Left not to blame for climate inaction

November 23, 2013
GetUp rally for climate action. Photo: Peter Boyle

After attending the national day of action on climate change, organised by GetUp on November 17, Sally Rawsthorne wrote in the Guardian that “fringe dwellers” like the Socialist Alliance and the Green Left Weekly participating in the rally “does climate action a disservice”.

It may be true that both organisations are not reaching wider Australia. However, this may have more to do with the misrepresentation and marginalisation by certain powers, including the mainstream media.

What is less clear is her claim that climate change is not a “lefty” cause. In fact, in the dangerous situation we now find ourselves in, it is the most serious cause a “lefty” could devote themselves to.

Socialism’s driving concern is the wellbeing of society and as such, necessarily includes future generations. Far from being a “cause celebre” of the Socialist Alliance and GLW, it is their most pressing issue.

To claim that such organisations ignore “other economic, social or political issues”, displays an ignorance unworthy of serious journalism, particularly in a paper like the Guardian. For the Socialist Alliance and GLW, the link between climate change, politics, economics and wider social issues are intimately related.

Of course, this is not to say you need be a “lefty” to care about climate change. However, an analysis of the situation reveals the interrelationship between the working of capitalism and the destruction of the Earth.  

An economic system based on short-term self interest is necessarily antagonistic towards a push for the wellbeing of future generations. The only genuine possibility of stopping emissions must come from a government devoted to tackling climate change as its number one concern. Such a government will necessarily have to stop irresponsible economic activity that is driving rising emissions and instead restructure the economy along ecologically sustainable lines.

It is interesting that Rawsthorne promotes Denmark and Sweden as countries we ought to emulate, and that “we just need to change the way we think”. Denmark and Sweden are ruled by capitalist classes that might seem much smarter than the one we have in Australia. Instead of denying climate science, they have accepted it and found ways of profiting handsomely from pioneering “green” technologies. 
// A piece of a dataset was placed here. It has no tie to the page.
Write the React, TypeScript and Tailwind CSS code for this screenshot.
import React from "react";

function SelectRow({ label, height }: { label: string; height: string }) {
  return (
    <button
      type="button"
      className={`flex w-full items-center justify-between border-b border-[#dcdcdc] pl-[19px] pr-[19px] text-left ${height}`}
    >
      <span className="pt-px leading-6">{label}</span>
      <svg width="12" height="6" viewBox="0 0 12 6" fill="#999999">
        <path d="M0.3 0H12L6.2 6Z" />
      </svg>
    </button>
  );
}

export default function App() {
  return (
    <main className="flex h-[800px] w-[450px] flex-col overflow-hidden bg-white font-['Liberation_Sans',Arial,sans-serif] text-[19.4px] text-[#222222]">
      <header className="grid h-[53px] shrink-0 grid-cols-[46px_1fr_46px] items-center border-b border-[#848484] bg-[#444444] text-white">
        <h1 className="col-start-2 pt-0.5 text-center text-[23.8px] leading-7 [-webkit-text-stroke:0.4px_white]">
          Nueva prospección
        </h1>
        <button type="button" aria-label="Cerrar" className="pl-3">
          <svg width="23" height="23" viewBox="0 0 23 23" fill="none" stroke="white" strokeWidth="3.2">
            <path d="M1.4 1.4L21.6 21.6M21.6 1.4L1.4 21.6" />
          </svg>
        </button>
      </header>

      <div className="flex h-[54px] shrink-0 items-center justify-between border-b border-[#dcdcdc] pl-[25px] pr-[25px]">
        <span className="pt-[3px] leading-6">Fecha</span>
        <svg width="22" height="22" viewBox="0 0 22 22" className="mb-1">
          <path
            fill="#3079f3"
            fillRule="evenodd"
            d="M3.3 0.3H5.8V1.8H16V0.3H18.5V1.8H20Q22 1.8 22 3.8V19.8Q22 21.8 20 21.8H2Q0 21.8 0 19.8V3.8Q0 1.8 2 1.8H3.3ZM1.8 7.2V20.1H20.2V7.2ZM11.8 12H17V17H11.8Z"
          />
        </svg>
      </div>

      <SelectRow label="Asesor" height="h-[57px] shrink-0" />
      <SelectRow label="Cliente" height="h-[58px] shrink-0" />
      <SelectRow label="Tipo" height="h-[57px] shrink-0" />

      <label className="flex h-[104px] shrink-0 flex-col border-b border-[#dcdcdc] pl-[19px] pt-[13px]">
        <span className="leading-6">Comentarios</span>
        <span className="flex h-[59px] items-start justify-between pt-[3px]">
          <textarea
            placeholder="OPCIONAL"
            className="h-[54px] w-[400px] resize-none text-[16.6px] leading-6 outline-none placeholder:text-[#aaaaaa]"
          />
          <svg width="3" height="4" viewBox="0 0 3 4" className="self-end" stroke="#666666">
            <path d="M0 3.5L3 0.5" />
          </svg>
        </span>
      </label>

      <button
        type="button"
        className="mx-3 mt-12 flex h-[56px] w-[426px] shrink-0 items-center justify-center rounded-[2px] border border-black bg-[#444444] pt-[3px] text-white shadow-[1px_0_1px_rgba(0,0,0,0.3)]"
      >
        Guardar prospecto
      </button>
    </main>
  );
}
But if Scandinavian capitalists had coal instead of hydropower and wind, would they be so “green”? As it is, the world-leading Danish wind energy firm Vestas is famed for its hostility to unions, and the centre-right government in Sweden recently reversed a decision to phase out nuclear power.  

That's the way capitalists think, putting opportunities for profit up front. But socialists think differently.
Rawsthrone suggests it is “both possible to maintain our economy, and prioritise climate action too”.  But since Australia’s economy is largely dependent upon activity which is a large contributor to climate change, prioritising climate action will necessarily bring the government into conflict with the private interests of the fossil fuel industry.

The lack of climate action in Australia is not due to an “image problem” as Rawsthorne suggests, but the work of the powerful mining industry, including billionaires such as Gina Rinehart and Clive Palmer, who make sure no government takes any action on climate change that will threaten their interests.

Clearly, much more is needed than just changing the thoughts of the average Australian by rejecting so-called radical fringe dwellers.

If Socialist Alliance and GLW yell louder than most owing to their recognition that genuine action on climate change can only be brought about by radical political and economic restructuring, then they might be fringe dwellers.

They might also among the few organisations who recognise the severity of the threat and the means of addressing it.